When Dima and I co-founded CyCognito four years ago, our goal was simple: change the attacker/defender dynamic by proactively giving security teams insight about their attack surface and guidance about what they had to do to prevent breaches.
It was at a time when the concept now known as “External Attack Surface Management” didn’t even have a name. Enterprises still had to defend themselves and, in most cases, they focused on putting more locks–newer, shinier locks–on their known assets.
But with the connectedness of everything, the move to the cloud, and continued breach after breach after breach, those tactics have been proven to simply not work. Organizations continued to get compromised because of unknown, unmanaged assets.
Changing the game – moving from defense to offense
Our initial concept was to provide organizations with insights about how they looked to attackers, and to do so with the same skill and rigor that we used as former cyber intelligence soldiers ourselves.
A key part of our doctrine was that most organizations don’t know their attack surface.
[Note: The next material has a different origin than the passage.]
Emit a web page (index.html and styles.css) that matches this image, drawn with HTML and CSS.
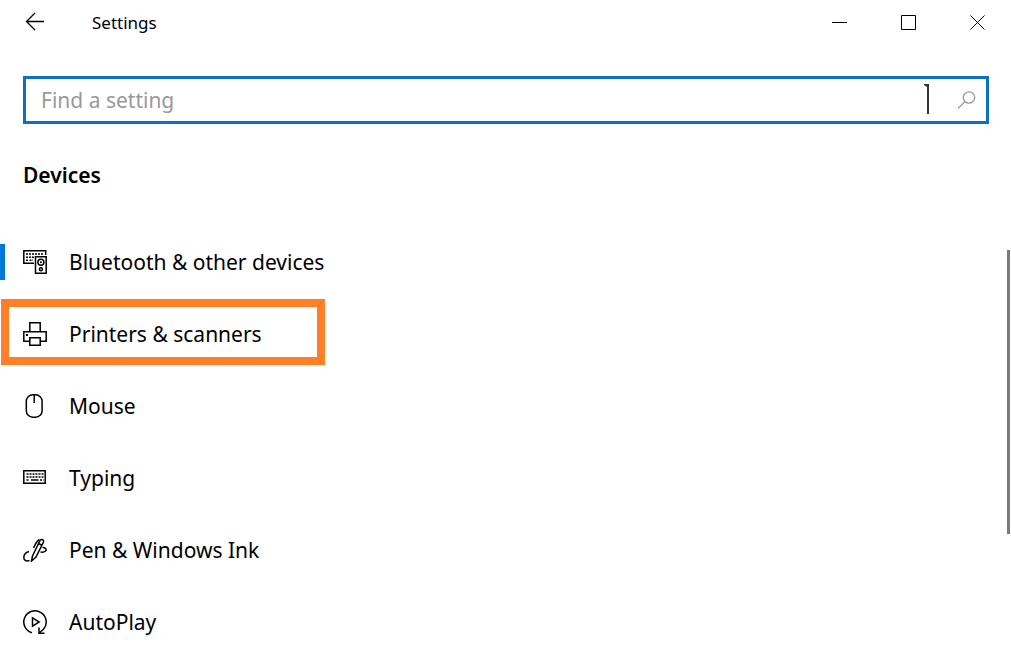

And because of this, all solutions that rely on their knowledge of what’s theirs will fail at preventing breaches.
So we taught our customers how attackers think. How they look for the path of least resistance on their target’s attack surface. How they get creative with their strategies and tactics. How relatively easy it is to find likely abandoned but still alive and connected assets to use as beachheads into an organization.
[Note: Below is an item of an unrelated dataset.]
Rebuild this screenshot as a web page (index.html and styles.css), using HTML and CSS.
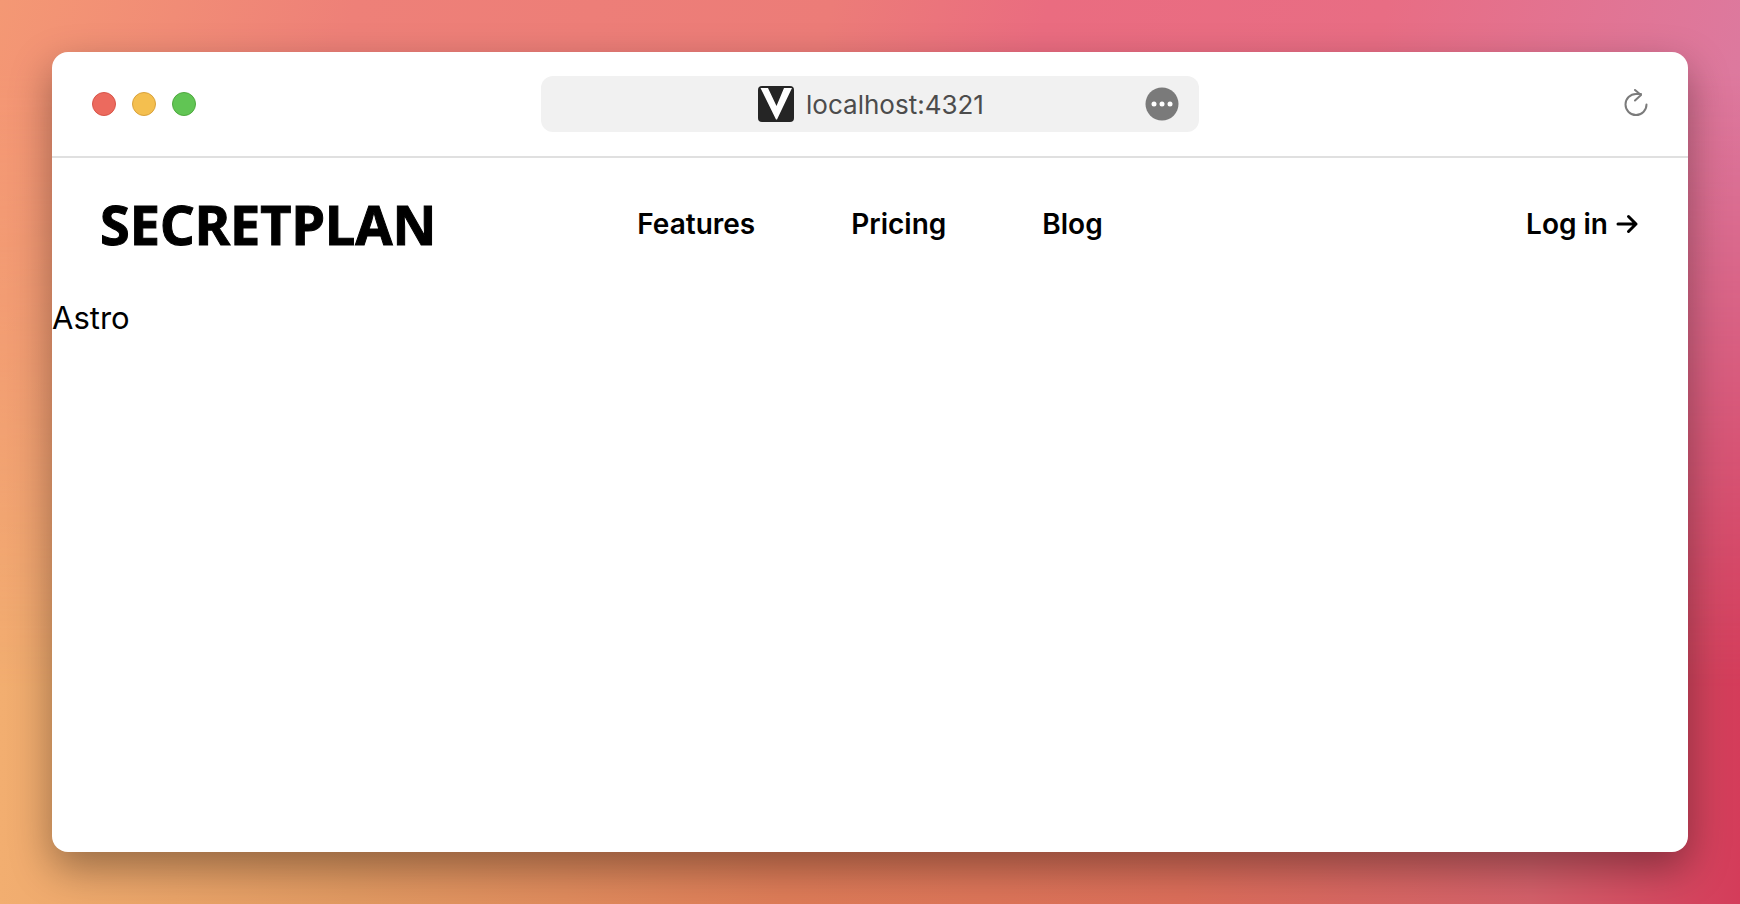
FILE: index.html
```html
<!DOCTYPE html>
<html lang="en">
<head>
<meta charset="utf-8">
<meta name="viewport" content="width=device-width, initial-scale=1">
<title>Secretplan</title>
<link rel="stylesheet" href="styles.css">
</head>
<body class="desktop">
<div class="window">
  <div class="toolbar">
    <div class="lights">
      <button class="light light-close" aria-label="Close"></button>
      <button class="light light-minimize" aria-label="Minimize"></button>
      <button class="light light-zoom" aria-label="Zoom"></button>
    </div>
    <div class="address">
      <div class="location">
        <svg class="favicon" viewBox="0 0 36 36" aria-hidden="true">
          <rect width="36" height="36" rx="4" fill="#252525"/>
          <path d="M2.500 2H10L18.500 20 26 2H34L19 33.500H18Z" fill="#fff"/>
        </svg>
        <span>localhost:4321</span>
      </div>
      <button class="more" aria-label="Page menu">
        <svg viewBox="0 0 34 34" aria-hidden="true">
          <circle cx="17" cy="17" r="16.5" fill="#7a7a7a"/>
          <g fill="#fff"><circle cx="9" cy="17" r="2.500"/><circle cx="17" cy="17" r="2.500"/><circle cx="25" cy="17" r="2.500"/></g>
        </svg>
      </button>
    </div>
    <button class="reload" aria-label="Reload">
      <svg viewBox="0 0 24 28" fill="none" stroke="#7b7b7b" stroke-width="2" stroke-linecap="round" stroke-linejoin="round" aria-hidden="true">
        <path d="M22.500 15.500A10.500 10.500 0 1 1 12 5H17M11 1L17 6 11 11.500"/>
      </svg>
    </button>
  </div>
  <header class="site-header">
    <a class="logo" href="#">SECRETPLAN</a>
    <nav class="nav">
      <a href="#">Features</a>
      <a href="#">Pricing</a>
      <a href="#">Blog</a>
    </nav>
    <a class="login" href="#">Log in
      <svg viewBox="0 0 24 20" fill="none" stroke="currentColor" stroke-width="3" stroke-linecap="round" stroke-linejoin="round" aria-hidden="true"><path d="M2 10H20M12.500 2.500L20 10 12.500 17.500"/></svg>
    </a>
  </header>
  <main class="content">Astro</main>
</div>
</body>
</html>
```
FILE: styles.css
```css
* {
  box-sizing: border-box;
}

.desktop {
  margin: 0;
  min-height: 100vh;
  padding: 52px;
  display: flex;
  position: relative;
  font-family: Inter, "Liberation Sans", sans-serif;
  color: #000;
  background: linear-gradient(90deg, #f2ae70 0%, #e29a62 20%, #de7c58 45%, #dc6e5a 68%, #d4606a 88%, #d43c5a 100%);
}

/* warm-to-pink sweep that fades out towards the bottom edge */
.desktop::before {
  content: "";
  position: absolute;
  inset: 0;
  background: linear-gradient(105deg, #f49874 0%, #ee8078 18%, #ec7c78 42%, #ea6c80 53%, #e86d84 70%, #dc7aa0 90%);
  mask-image: linear-gradient(#000 8%, transparent 76%);
}

.window {
  position: relative;
  flex: 1;
  display: flex;
  flex-direction: column;
  overflow: hidden;
  border-radius: 16px;
  background: #fff;
  box-shadow: 0 16px 40px rgba(0, 0, 0, 0.36);
}

button {
  border: 0;
  padding: 0;
  background: none;
}

svg {
  display: block;
}

a {
  color: inherit;
  text-decoration: none;
}

.toolbar {
  display: grid;
  grid-template-columns: 1fr minmax(0, 658px) 1fr;
  align-items: center;
  padding: 24px 40px;
  border-bottom: 2px solid #e0e0e0;
}

.lights {
  display: flex;
  gap: 16px;
}

.light {
  width: 24px;
  height: 24px;
  border-radius: 50%;
  border: 1px solid;
}

.light-close {
  background: #ec6a5e;
  border-color: #d85549;
}

.light-minimize {
  background: #f4bf4f;
  border-color: #d9a23c;
}

.light-zoom {
  background: #61c554;
  border-color: #4fa93f;
}

.address {
  height: 56px;
  padding: 0 20px;
  display: grid;
  grid-template-columns: 36px 1fr 34px;
  align-items: center;
  border-radius: 12px;
  background: #f1f1f1;
}

.location {
  grid-column: 2;
  display: flex;
  align-items: center;
  justify-content: center;
  gap: 12px;
  font-size: 26px;
  color: #4c4c4c;
}

.favicon {
  width: 36px;
  height: 36px;
}

.more svg {
  width: 34px;
  height: 34px;
}

.reload {
  justify-self: end;
  padding-bottom: 2px;
}

.reload svg {
  width: 24px;
  height: 28px;
}

.site-header {
  display: grid;
  grid-template-columns: 1fr auto 1fr;
  align-items: center;
  padding: 24px 48px 28px;
  font-size: 28px;
  font-weight: 600;
  line-height: 36px;
}

.logo {
  font-family: "Noto Sans", sans-serif;
  font-size: 54px;
  font-weight: 700;
  line-height: 84px;
  -webkit-text-stroke: 1px currentColor;
}

.nav {
  display: flex;
  gap: 96px;
}

.login {
  justify-self: end;
  display: flex;
  align-items: center;
  gap: 8px;
}

.login svg {
  width: 24px;
  height: 20px;
}

.content {
  font-size: 31px;
  line-height: 48px;
}
```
We wanted our customers to understand the kind of reconnaissance that attackers did on their targets, and then to do that reconnaissance for them.
And we did. And from this idea, we’ve seen this market grow into something truly impactful. External Attack Surface Management is now a recognized category by Gartner (and it even has its own acronym – EASM) and its core technologies are something that enterprise security teams everywhere are familiar with.
To understand where we’re going, we need to
remember where we’ve been
The concept of scanning networks for connected devices has been around since the late ‘90s with the creation of Nmap. Since it was free, a few commercial products were launched based on this technology, and some of these tools are still in existence today.
Ten years ago, new advancements made this scanning much faster and more efficient. This meant that the concept could now be applied to the entire internet. New software companies began collecting this internet-wide data and allowing organizations to query for things that were alive and exposed behind known IPs that were assigned to them. This was the next iteration of attack surface tools focused on inventory and visibility.
And while inventory and visibility is a critical first step in the prevention of breaches, it’s not enough. What does a security operations team (and IT team, red team, and vuln management team) need to do in order to take their knowledge of their attack surface and actually protect it?
CyCognito has built the only platform to answer that question.